On June 20, the Detroit Metropolitan Water Services began filling its water intake located in Lake Huron off Sarnia. The bottom of the lake will eventually be dredged in the area of the intake and a wooden crib is to be constructed around the intake tunnel. The construction of the tunnel has been one of the most difficult marine construction jobs ever undertaken in these parts.
A minor grounding incident occurred at Detroit on August 4th when JOHN J. BOLAND found the bottom off Renaissance Centre. She had been attempting to get close to shore to unload a cargo of stone but found there was not sufficient water. She was released without damage seventeen hours later, part of her cargo having been transferred to NICOLET.
The Toronto steam sidewheel ferry TRILLIUM, or rather what is left of her, was returned to Toronto from Whitby in tow on August 6. During her stay at the small port east of Toronto, her hull was examined and repaired where necessary and the rotten wooden upperworks were removed, nothing much remaining above the main deck except the stack housing, funnel and paddleboxes. The contract for the rebuilding of the cabins to the original plans has been let to Herb Fraser & Associates and we understand that the hull will soon be towed to Port Colborne for the necessary work to be completed over the winter. We have further heard that when she reappears she will be officially classed as a new vessel and her carrying capacity will be reduced from earlier limits of 2000 (and later 1600) to a measly 1050 in regular ferry service and 500 in excursion service. It seems that the Parks Department will use her only when really needed on the Island service (a new dock will have to be built for her at Centre Island) and the rest of the time, including weekdays, she will run from Ontario Place and also from the planned Aquatic Park at the tip of the Eastern Headland, as well as in the charter trade.
It was announced in July that two 1000-foot self-unloaders on order for the American Steamship Company at the Bay Shipbuilding Company, Sturgeon Bay, have been sold (before construction has even begun) to the Bethlehem Steel Corporation. There are rumours making the rounds to the effect that Bethlehem in turn may peddle one of the ships to United States Steel, but we have nothing firm on this yet, BoCo has made it quite clear that the transfer of the two orders does not mean that the company is giving up its plans for fleet expansion. The reason for the move is a delay in the Detroit Edison funding of the development of new coal sources, and since the two ships were to operate solely for Detroit Edison coal movement, there would have been a possibility of the ships sitting unused for several years on completion.
Meanwhile, Litton Industries have closed its shipyard, Erie Marine, located at Erie, Pennsylvania.

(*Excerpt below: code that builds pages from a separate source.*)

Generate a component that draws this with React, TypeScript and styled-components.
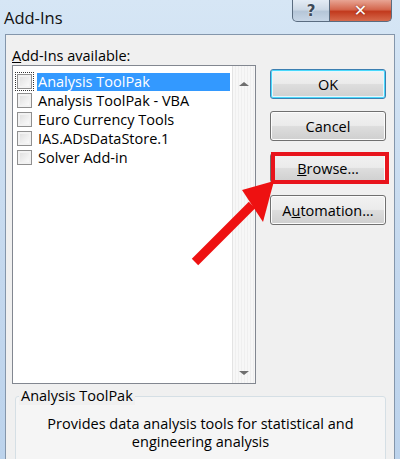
import React from "react";
import styled, { createGlobalStyle } from "styled-components";

const GlobalStyle = createGlobalStyle`
  html, body {
    margin: 0;
    padding: 0;
    background: #c9dcf0;
  }
  body {
    font-family: "Segoe UI", "Open Sans", "Noto Sans", sans-serif;
    color: #000;
  }
`;

const Window = styled.div`
  position: relative;
  width: 400px;
  height: 459px;
  overflow: hidden;
  background: linear-gradient(180deg, #d6e6f5 0%, #c4d8ee 60%, #bcd3ec 100%);
  display: flex;
  flex-direction: column;
  padding: 0 5px 0 5px;
  box-sizing: border-box;
`;

const TitleBar = styled.div`
  height: 34px;
  display: flex;
  align-items: flex-start;
  justify-content: space-between;
  flex-shrink: 0;
`;

const Title = styled.div`
  font-size: 16.5px;
  margin: 6px 0 0 -1px;
  color: #111;
`;

const Caption = styled.div`
  display: flex;
  margin-right: 3px;
  height: 22px;
`;

const CaptionButton = styled.div<{ $close?: boolean }>`
  width: ${({ $close }) => ($close ? "62px" : "38px")};
  height: 22px;
  box-sizing: border-box;
  border: 1px solid #5a6c80;
  border-top: none;
  border-left: ${({ $close }) => ($close ? "none" : "1px solid #5a6c80")};
  border-radius: ${({ $close }) => ($close ? "0 0 5px 0" : "0 0 0 5px")};
  background: ${({ $close }) =>
    $close
      ? "linear-gradient(180deg, #e8a594 0%, #d4674e 45%, #c23a1e 55%, #d66a4c 100%)"
      : "linear-gradient(180deg, #e4ecf5 0%, #cdd9e6 45%, #b5c6d8 55%, #c7d6e6 100%)"};
  display: flex;
  align-items: center;
  justify-content: center;
  color: ${({ $close }) => ($close ? "#fff" : "#3d4a5a")};
  font-family: "DejaVu Sans", sans-serif;
  font-weight: bold;
  font-size: ${({ $close }) => ($close ? "16px" : "15px")};
  text-shadow: ${({ $close }) =>
    $close ? "0 0 2px #7a1a0a" : "0 0 2px #ffffff"};
`;

const Client = styled.div`
  flex: 1;
  background: #f0f0f0;
  border: 1px solid #8496ab;
  border-bottom: none;
  padding: 12px 6px 0 6px;
  display: flex;
  flex-direction: column;
`;

const MainRow = styled.div`
  display: flex;
  gap: 14px;
`;

const LeftCol = styled.div`
  display: flex;
  flex-direction: column;
`;

const Label = styled.div`
  font-size: 14.5px;
  line-height: 17px;
  height: 17px;
  u {
    text-decoration: underline;
  }
`;

const ListBox = styled.div`
  width: 244px;
  height: 319px;
  box-sizing: border-box;
  border: 1px solid #828790;
  background: #fff;
  display: flex;
  margin-top: 1px;
`;

const Items = styled.div`
  flex: 1;
  padding: 6px 2px 0 4px;
  display: flex;
  flex-direction: column;
`;

const Item = styled.div`
  height: 19px;
  display: flex;
  align-items: center;
  gap: 5px;
  font-size: 14.5px;
`;

const Check = styled.span<{ $focus?: boolean }>`
  width: 15px;
  height: 15px;
  box-sizing: border-box;
  border: 1px solid #8f8f8f;
  background: linear-gradient(135deg, #dcdcdc 0%, #f4f4f4 70%, #ffffff 100%);
  box-shadow: inset 0 0 0 2px #f2f2f2;
  outline: ${({ $focus }) => ($focus ? "1px dotted #333" : "none")};
  outline-offset: 1px;
  flex-shrink: 0;
`;

const ItemText = styled.span<{ $selected?: boolean }>`
  flex: 1;
  height: 18px;
  line-height: 18px;
  padding-left: 1px;
  background: ${({ $selected }) => ($selected ? "#3399ff" : "transparent")};
  color: ${({ $selected }) => ($selected ? "#fff" : "#000")};
  white-space: nowrap;
`;

const ScrollBar = styled.div`
  width: 22px;
  border-left: 1px solid #e3e3e3;
  background: repeating-linear-gradient(
    90deg,
    #f7f7f7 0px,
    #f7f7f7 2px,
    #efefef 2px,
    #efefef 3px
  );
  display: flex;
  flex-direction: column;
  justify-content: space-between;
  align-items: center;
  padding: 16px 0 8px 0;
`;

const Arrow = styled.span<{ $down?: boolean }>`
  width: 0;
  height: 0;
  border-left: 5px solid transparent;
  border-right: 5px solid transparent;
  ${({ $down }) =>
    $down ? "border-top: 4px solid #6f6f6f;" : "border-bottom: 4px solid #6f6f6f;"}
`;

const RightCol = styled.div`
  display: flex;
  flex-direction: column;
  gap: 12px;
  padding-top: 22px;
`;

const Button = styled.div<{ $default?: boolean; $marked?: boolean }>`
  position: relative;
  width: 116px;
  height: 30px;
  box-sizing: border-box;
  border: 1px solid ${({ $default }) => ($default ? "#3c7fb1" : "#707070")};
  border-radius: 3px;
  background: linear-gradient(180deg, #f2f2f2 0%, #ebebeb 48%, #dddddd 52%, #cfcfcf 100%);
  box-shadow: ${({ $default }) =>
    $default ? "inset 0 0 0 1px #48d8fb, inset 0 0 0 2px #e6f6fd" : "inset 0 0 0 1px #fcfcfc"};
  display: flex;
  align-items: center;
  justify-content: center;
  font-size: 14.5px;
  u {
    text-decoration: underline;
  }
  ${({ $marked }) =>
    $marked
      ? `&::after {
    content: "";
    position: absolute;
    left: 0px;
    right: -4px;
    top: -2px;
    bottom: -2px;
    border: 4px solid #e8141c;
  }`
      : ""}
`;

const GroupBox = styled.fieldset`
  margin: 3px 2px 0 3px;
  padding: 10px 0 30px 0;
  border: 1px solid #d5dfe5;
  border-radius: 3px;
  background: #f5f5f5;
  text-align: center;
  font-size: 14.5px;
  line-height: 18px;
`;

const Legend = styled.legend`
  text-align: left;
  padding: 0 2px;
  margin-left: 3px;
  font-size: 14.5px;
  background: #f0f0f0;
`;

const Overlay = styled.svg`
  position: absolute;
  left: 0;
  top: 0;
  pointer-events: none;
`;

const items = [
  "Analysis ToolPak",
  "Analysis ToolPak - VBA",
  "Euro Currency Tools",
  "IAS.ADsDataStore.1",
  "Solver Add-in",
];

export default function App() {
  return (
    <>
      <GlobalStyle />
      <Window>
        <TitleBar>
          <Title>Add-Ins</Title>
          <Caption>
            <CaptionButton>?</CaptionButton>
            <CaptionButton $close>✕</CaptionButton>
          </Caption>
        </TitleBar>
        <Client>
          <MainRow>
            <LeftCol>
              <Label>
                <u>A</u>dd-Ins available:
              </Label>
              <ListBox>
                <Items>
                  {items.map((t, i) => (
                    <Item key={t}>
                      <Check $focus={i === 0} />
                      <ItemText $selected={i === 0}>{t}</ItemText>
                    </Item>
                  ))}
                </Items>
                <ScrollBar>
                  <Arrow />
                  <Arrow $down />
                </ScrollBar>
              </ListBox>
            </LeftCol>
            <RightCol>
              <Button $default>OK</Button>
              <Button>Cancel</Button>
              <Button $marked>
                <span>
                  <u>B</u>rowse...
                </span>
              </Button>
              <Button>
                <span>
                  A<u>u</u>tomation...
                </span>
              </Button>
            </RightCol>
          </MainRow>
          <GroupBox>
            <Legend>Analysis ToolPak</Legend>
            Provides data analysis tools for statistical and
            <br />
            engineering analysis
          </GroupBox>
        </Client>
        <Overlay width="400" height="459" viewBox="0 0 400 459">
          <line
            x1="195"
            y1="262"
            x2="252"
            y2="205"
            stroke="#ee1111"
            strokeWidth="9"
          />
          <polygon points="274,181 242,190 263,222" fill="#ee1111" />
        </Overlay>
      </Window>
    </>
  );
}
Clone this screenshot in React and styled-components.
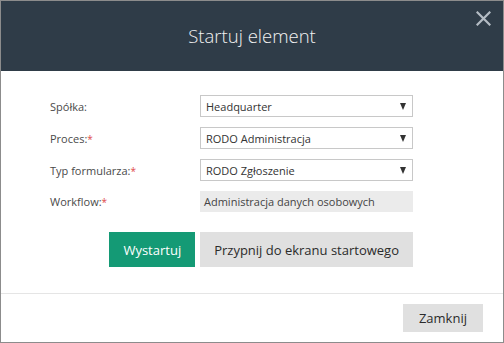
import styled, { createGlobalStyle } from "styled-components";

const GlobalStyle = createGlobalStyle`
  html, body {
    margin: 0;
    padding: 0;
    background: #ffffff;
  }
  * {
    box-sizing: border-box;
  }
`;

const Modal = styled.div`
  width: 504px;
  height: 343px;
  border: 1px solid #8c8c8c;
  background: #ffffff;
  display: flex;
  flex-direction: column;
  font-family: "Open Sans", "Noto Sans", sans-serif;
`;

const Header = styled.div`
  position: relative;
  height: 70px;
  background: #2f3c48;
  display: flex;
  align-items: center;
  justify-content: center;
`;

const Title = styled.h1`
  margin: 0 0 1px;
  font-size: 18.5px;
  font-weight: 300;
  color: #f2f2f2;
`;

const Close = styled.button`
  position: absolute;
  top: 7px;
  right: 10px;
  border: 0;
  padding: 0;
  background: none;
  width: 20px;
  height: 20px;
  display: flex;
  align-items: center;
  justify-content: center;
`;

const Body = styled.div`
  flex: 1;
  padding: 24px 90px 0 49px;
  display: flex;
  flex-direction: column;
`;

const Form = styled.div`
  display: grid;
  grid-template-columns: 150px 213px;
  row-gap: 10px;
  align-items: center;
`;

const Label = styled.label`
  font-size: 11px;
  color: #4a4a4a;
`;

const Star = styled.span`
  color: #e04a4a;
  font-size: 10px;
`;

const Select = styled.div`
  height: 22px;
  border: 1px solid #c8c8c8;
  background: #ffffff;
  display: flex;
  align-items: center;
  justify-content: space-between;
  padding: 0 6px 0 5px;
  font-size: 11px;
  color: #333333;
`;

const Arrow = styled.span`
  width: 0;
  height: 0;
  border-left: 3.5px solid transparent;
  border-right: 3.5px solid transparent;
  border-top: 7px solid #333333;
`;

const ReadOnly = styled.div`
  height: 21px;
  background: #ebebeb;
  display: flex;
  align-items: center;
  padding: 0 4px;
  font-size: 11px;
  color: #444444;
`;

const Actions = styled.div`
  display: flex;
  justify-content: flex-end;
  gap: 5px;
  margin-top: 20px;
`;

const Button = styled.button`
  height: ${(p) => (p.$small ? "28px" : "35px")};
  padding: 0 ${(p) => (p.$small ? "16px" : "14px")};
  border: 0;
  background: ${(p) => (p.$primary ? "#149a75" : "#e0e0e0")};
  color: ${(p) => (p.$primary ? "#ffffff" : "#2b2b2b")};
  font-family: "Open Sans", "Noto Sans", sans-serif;
  font-size: 13px;
  cursor: pointer;
`;

const Footer = styled.div`
  border-top: 1px solid #e5e5e5;
  height: 49px;
  display: flex;
  align-items: center;
  justify-content: flex-end;
  padding: 0 20px 0 0;
`;

const fields = [
  { label: "Spółka:", value: "Headquarter", required: false },
  { label: "Proces:", value: "RODO Administracja", required: true },
  { label: "Typ formularza:", value: "RODO Zgłoszenie", required: true },
];

export default function App() {
  return (
    <>
      <GlobalStyle />
      <Modal>
        <Header>
          <Title>Startuj element</Title>
          <Close aria-label="Zamknij">
            <svg width="15" height="15" viewBox="0 0 15 15">
              <path
                d="M1.5 1.5 L13.5 13.5 M13.5 1.5 L1.5 13.5"
                stroke="#b4bcc4"
                strokeWidth="2.2"
                strokeLinecap="square"
              />
            </svg>
          </Close>
        </Header>
        <Body>
          <Form>
            {fields.map((f) => (
              <>
                <Label key={f.label + "l"}>
                  {f.label}
                  {f.required && <Star>*</Star>}
                </Label>
                <Select key={f.label + "s"}>
                  {f.value}
                  <Arrow />
                </Select>
              </>
            ))}
            <Label>
              Workflow:<Star>*</Star>
            </Label>
            <ReadOnly>Administracja danych osobowych</ReadOnly>
          </Form>
          <Actions>
            <Button $primary>Wystartuj</Button>
            <Button>Przypnij do ekranu startowego</Button>
          </Actions>
        </Body>
        <Footer>
          <Button $small>Zamknij</Button>
        </Footer>
      </Modal>
    </>
  );
}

There were no plans for further construction except for a possible order for Bethlehem Steel, but nothing was forthcoming from this source because of the considerable friction which had arisen between Erie and Bethlehem over the cost of the projected vessel. There is a possibility that the yard may be sold to another shipbuilding firm.
Still on shipbuilding and such matters, late news comes to us of yet another lengthening project. Fraser Shipyards Inc. has apparently won a contract to lengthen Bethlehem Steel's bulk carrier ARTHUR B. HOMER in October 1975. How Fraser is ever going to keep itself straight and on schedule with the multitude of lengthening jobs it has planned for the next several years, we do not know, but at least the lengthening of each ship will be done well, as has been illustrated by CASON J. CALLAWAY and ARMCO.
National Steel has been in dire straits ever since the strike on the Canadian side of the lakes began in August. A serious shortage of ore has resulted from the inactivity of Hanna's Canadian boats (Carryore and Nipigon Transports) and thus Hanna has been running the larger U.S. carriers down the Seaway for ore. The real monkeywrench went into the works when GEORGE M. HUMPHREY and LEON FALK JR, got trapped in Lake Ontario during the Welland closing. It seems highly likely that Hanna will continue to operate the big U. S. boats down the Seaway for the remainder of the season in an effort to build up their dwindling ore stockpiles for the winter.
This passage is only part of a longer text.